経験者だからこそ書ける具体的な数字とエピソードを盛り込む
即戦力であることを証明するための最も強力な材料は、具体的な数字とエピソードです。営業職であれば売上目標の達成率や新規開拓数、事務職であれば業務効率化による削減時間や処理件数など、客観的な指標を提示することでスキルの高さを裏付けることができます。またマネジメント経験がある場合は、管理していたチームの人数やプロジェクトの規模などを具体的に記載します。曖昧な表現で頑張りましたと伝えるのではなく、どのような課題に対してどのようなアプローチを行い、どのような結果を出したのかというプロセスを明記することで、再現性のあるスキルを持っていることが伝わります。この具体性が、採用担当者に自社でも同じように活躍してくれそうだという期待感を抱かせるのです。
企業が抱える課題と自身の強みをリンクさせる構成術
効果的な志望動機にするためには、自身の強みを一方的にアピールするのではなく、企業のニーズに合わせてカスタマイズすることが重要です。まずは徹底した企業研究を行い、その企業が現在どのような事業に注力し、どのような課題を抱えているのかを把握します。その上で、その課題解決に自分の経験が役立つことを伝えます。例えば新規事業の立ち上げに力を入れている企業であれば、過去の立ち上げ経験やフットワークの軽さをアピールします。既存顧客の深耕が課題であれば、信頼関係構築のスキルや顧客満足度向上の実績を強調します。企業の求めているピースと自分の持っているピースが合致していることを論理的に示すことで、単なる経験者ではなく、今の会社に必要な人材としての即戦力性が際立ちます。
同業種への転職で即戦力をアピールする志望動機例文
同業種や同職種への転職は、即戦力としての期待が最も高いケースです。専門用語や具体的な実績を用いながら、さらに高みを目指す姿勢を示します。

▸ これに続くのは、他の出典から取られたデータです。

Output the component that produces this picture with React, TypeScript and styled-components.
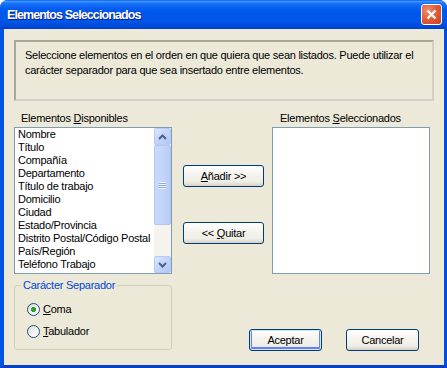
import styled, { createGlobalStyle } from 'styled-components';

const GlobalStyle = createGlobalStyle`
    html, body {
        margin: 0;
        padding: 0;
        background: #ffffff;
    }
    body {
        font-family: "Liberation Sans", Arial, sans-serif;
        font-size: 11px;
        letter-spacing: -0.25px;
        color: #000000;
    }
`;

const available = [
    'Nombre',
    'Título',
    'Compañía',
    'Departamento',
    'Título de trabajo',
    'Domicilio',
    'Ciudad',
    'Estado/Provincia',
    'Distrito Postal/Código Postal',
    'País/Región',
    'Teléfono Trabajo',
];

const Chevron: React.FC<{ down?: boolean }> = ({ down }) => (
    <svg width="9" height="6" viewBox="0 0 9 6">
        <path
            d={down ? 'M1 1 L4.5 4.5 L8 1' : 'M1 5 L4.5 1.5 L8 5'}
            fill="none"
            stroke="#4D6185"
            strokeWidth="2"
        />
    </svg>
);

const App: React.FC = () => {
    return (
        <>
            <GlobalStyle />
            <Window>
                <TitleBar>
                    <TitleText>Elementos Seleccionados</TitleText>
                    <CloseButton>
                        <svg width="11" height="11" viewBox="0 0 11 11">
                            <path d="M1.5 1.5 L9.5 9.5 M9.5 1.5 L1.5 9.5" stroke="#fff" strokeWidth="2.2" />
                        </svg>
                    </CloseButton>
                </TitleBar>
                <Body>
                    <Description>
                        Seleccione elementos en el orden en que quiera que sean listados. Puede utilizar el
                        carácter separador para que sea insertado entre elementos.
                    </Description>
                    <Grid>
                        <Label $indent={7}>
                            Elementos <u>D</u>isponibles
                        </Label>
                        <span />
                        <Label $indent={8}>
                            Elementos <u>S</u>eleccionados
                        </Label>

                        <ListBox>
                            <Items>
                                {available.map((item) => (
                                    <Item key={item}>{item}</Item>
                                ))}
                            </Items>
                            <ScrollBar>
                                <ScrollButton>
                                    <Chevron />
                                </ScrollButton>
                                <Track>
                                    <Thumb>
                                        <Grip />
                                    </Thumb>
                                </Track>
                                <ScrollButton>
                                    <Chevron down />
                                </ScrollButton>
                            </ScrollBar>
                        </ListBox>
                        <MoveButtons>
                            <Button $width={81}>
                                <span>
                                    <u>A</u>ñadir &gt;&gt;
                                </span>
                            </Button>
                            <Button $width={81}>
                                <span>
                                    &lt;&lt; <u>Q</u>uitar
                                </span>
                            </Button>
                        </MoveButtons>
                        <ListBox />

                        <GroupBox>
                            <Legend>Carácter Separador</Legend>
                            <RadioRow>
                                <Radio $checked />
                                <span>
                                    <u>C</u>oma
                                </span>
                            </RadioRow>
                            <RadioRow>
                                <Radio />
                                <span>
                                    <u>T</u>abulador
                                </span>
                            </RadioRow>
                        </GroupBox>
                        <DialogButtons>
                            <Button $width={73} $default>
                                Aceptar
                            </Button>
                            <Button $width={73}>Cancelar</Button>
                        </DialogButtons>
                    </Grid>
                </Body>
            </Window>
        </>
    );
};

export default App;

const Window = styled.div`
    width: 447px;
    height: 368px;
    display: flex;
    flex-direction: column;
    background: #0054e3;
    border-radius: 8px 8px 0 0;
    overflow: hidden;
`;

const TitleBar = styled.div`
    height: 29px;
    flex-shrink: 0;
    display: flex;
    align-items: center;
    justify-content: space-between;
    padding: 0 5px 0 7px;
    background: linear-gradient(
        to bottom,
        #0a5df0 0%,
        #3d95ff 5%,
        #1a72fa 12%,
        #0058ee 35%,
        #0055e6 75%,
        #0048d8 92%,
        #003dc8 100%
    );
`;

const TitleText = styled.span`
    font-family: "Liberation Sans", Arial, sans-serif;
    font-weight: bold;
    font-size: 12.5px;
    letter-spacing: -0.9px;
    color: #ffffff;
    text-shadow: 1px 1px 0 #0a1e8c;
`;

const CloseButton = styled.div`
    width: 19px;
    height: 19px;
    display: flex;
    align-items: center;
    justify-content: center;
    border: 1px solid #ffffff;
    border-radius: 3px;
    background: radial-gradient(circle at 30% 30%, #f08f70 0%, #e35d3b 45%, #c9411f 100%);
`;

const Body = styled.div`
    flex: 1;
    background: #ece9d8;
    border-left: 4px solid #0054e3;
    border-right: 3px solid #0050dc;
    border-bottom: 3px solid #0a3fc8;
    padding: 11px 10px 0 10px;
    display: flex;
    flex-direction: column;
`;

const Description = styled.div`
    height: 51px;
    border: 2px solid #aca899;
    border-right-color: #d4d0c8;
    border-bottom-color: #d4d0c8;
    padding: 6px 8px 0 9px;
    line-height: 15px;
`;

const Grid = styled.div`
    display: grid;
    grid-template-columns: 158px 100px 158px;
    grid-template-rows: auto 147px auto;
`;

const Label = styled.div<{ $indent: number }>`
    padding-left: ${({ $indent }) => $indent}px;
    margin-top: 10px;
    margin-bottom: 2px;
    line-height: 14px;
    height: 14px;
`;

const ListBox = styled.div`
    display: flex;
    background: #ffffff;
    border: 1px solid #7f9db9;
`;

const Items = styled.div`
    flex: 1;
    padding: 0 0 0 3px;
    overflow: hidden;
    white-space: nowrap;
`;

const Item = styled.div`
    height: 13px;
    line-height: 13px;
`;

const ScrollBar = styled.div`
    width: 17px;
    display: flex;
    flex-direction: column;
    background: #f4f3ee;
`;

const ScrollButton = styled.div`
    height: 17px;
    box-sizing: border-box;
    display: flex;
    align-items: center;
    justify-content: center;
    border: 1px solid #b7caf5;
    border-radius: 2px;
    background: linear-gradient(135deg, #dce8fe 0%, #c1d3fb 50%, #b4c8f6 100%);
`;

const Track = styled.div`
    flex: 1;
    display: flex;
    flex-direction: column;
`;

const Thumb = styled.div`
    height: 80px;
    box-sizing: border-box;
    display: flex;
    align-items: center;
    justify-content: center;
    border: 1px solid #b1c6f4;
    border-radius: 2px;
    background: linear-gradient(to right, #c9d8fc 0%, #c4d4fc 50%, #b9cdf8 100%);
`;

const Grip = styled.div`
    width: 7px;
    height: 7px;
    background: repeating-linear-gradient(
        to bottom,
        #eef4fe 0px,
        #eef4fe 1px,
        #8caae6 1px,
        #8caae6 2px
    );
`;

const MoveButtons = styled.div`
    display: flex;
    flex-direction: column;
    align-items: flex-start;
    padding: 38px 0 0 11px;
    gap: 35px;
`;

const Button = styled.div<{ $width: number; $default?: boolean }>`
    width: ${({ $width }) => $width}px;
    height: 22px;
    box-sizing: border-box;
    display: flex;
    align-items: center;
    justify-content: center;
    white-space: pre;
    border: 1px solid #003c74;
    border-radius: 3px;
    background: linear-gradient(to bottom, #ffffff 0%, #f5f4ef 40%, #eeede6 80%, #d6d0c5 100%);
    box-shadow: ${({ $default }) =>
        $default ? 'inset 0 0 0 1px #cee7ff, inset 0 -1px 0 2px #6982ee' : 'none'};
`;

const GroupBox = styled.div`
    position: relative;
    margin-top: 11px;
    height: 65px;
    box-sizing: border-box;
    border: 1px solid #d0d0bf;
    border-radius: 3px;
    padding: 17px 0 0 12px;
    display: flex;
    flex-direction: column;
    gap: 9px;
`;

const Legend = styled.span`
    position: absolute;
    top: -8px;
    left: 6px;
    padding: 0 2px;
    background: #ece9d8;
    color: #0046d5;
    line-height: 14px;
`;

const RadioRow = styled.div`
    display: flex;
    align-items: center;
    gap: 3px;
    height: 13px;
    line-height: 13px;
`;

const Radio = styled.div<{ $checked?: boolean }>`
    width: 13px;
    height: 13px;
    box-sizing: border-box;
    border-radius: 50%;
    border: 1px solid #1c5180;
    background: ${({ $checked }) =>
        $checked
            ? 'radial-gradient(circle, #2fa82f 0px, #21a121 2.2px, transparent 2.8px), linear-gradient(135deg, #dcdcd6 0%, #ffffff 80%)'
            : 'linear-gradient(135deg, #dcdcd6 0%, #ffffff 80%)'};
`;

const DialogButtons = styled.div`
    grid-column: span 2;
    display: flex;
    justify-content: flex-end;
    align-items: flex-start;
    gap: 24px;
    padding: 55px 11px 0 0;
`;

貴社の顧客の潜在的な課題解決を最優先するというコンサルティング営業の方針に強く惹かれ、志望いたしました。前職ではITソリューションの法人営業として5年間従事し、単に製品を売るのではなく、顧客の業務フロー改善まで踏み込んだ提案を行うことで、エリア内での売上昨対比120パーセントを2年連続で達成しました。しかし現職では取り扱い商材に限りがあり、より広範なソリューション提案が可能な環境を求めておりました。貴社の幅広い商材と提案力を活かし、私の強みであるヒアリング能力と関係構築力を発揮することで、新規顧客の開拓および既存顧客の単価向上に即戦力として貢献したいと考えております。
異業種への転職でポータブルスキルを武器にする志望動機例文
異業種への転職であっても、ビジネスの基礎能力や汎用的なスキル(ポータブルスキル)をアピールすることで、即戦力に近い評価を得ることは可能です。
貴社の業務効率化を推進し、社員が働きやすい環境作りを追求する姿勢に共感し、志望いたしました。前職では販売職として店舗運営に携わり、在庫管理の適正化やスタッフのシフト管理を通じて、人件費の削減と利益率の向上に貢献してまいりました。業界は異なりますが、数字に基づいた管理能力や、多くのスタッフと円滑に連携するコミュニケーション能力は、貴社の営業事務職においても必ず活かせると確信しております。未経験の業務については入社前に学習を進めており、持ち前の正確性と改善意識を活かして、早期にバックオフィス業務の戦力となれるよう尽力いたします。
即戦力をアピールする際に避けるべきNGな表現
即戦力であることを伝えたいあまり、自信過剰な表現になりすぎないよう注意が必要です。例えば、私のやり方で御社を変えますや、今の御社のやり方は古いので改善できますといった上から目線の発言は、協調性がないと判断されるリスクがあります。あくまで応募先企業の文化や既存の社員を尊重し、そこに自分の力を加えることでより良い成果を出したいという謙虚な姿勢を忘れてはいけません。また、即戦力=教育不要と勘違いし、教えてもらうつもりはありませんといった独りよがりな態度を見せるのもマイナスです。新しい環境に馴染む努力を惜しまない柔軟性と、成果への自信をバランスよく伝えることが、採用担当者に好印象を与えるポイントです。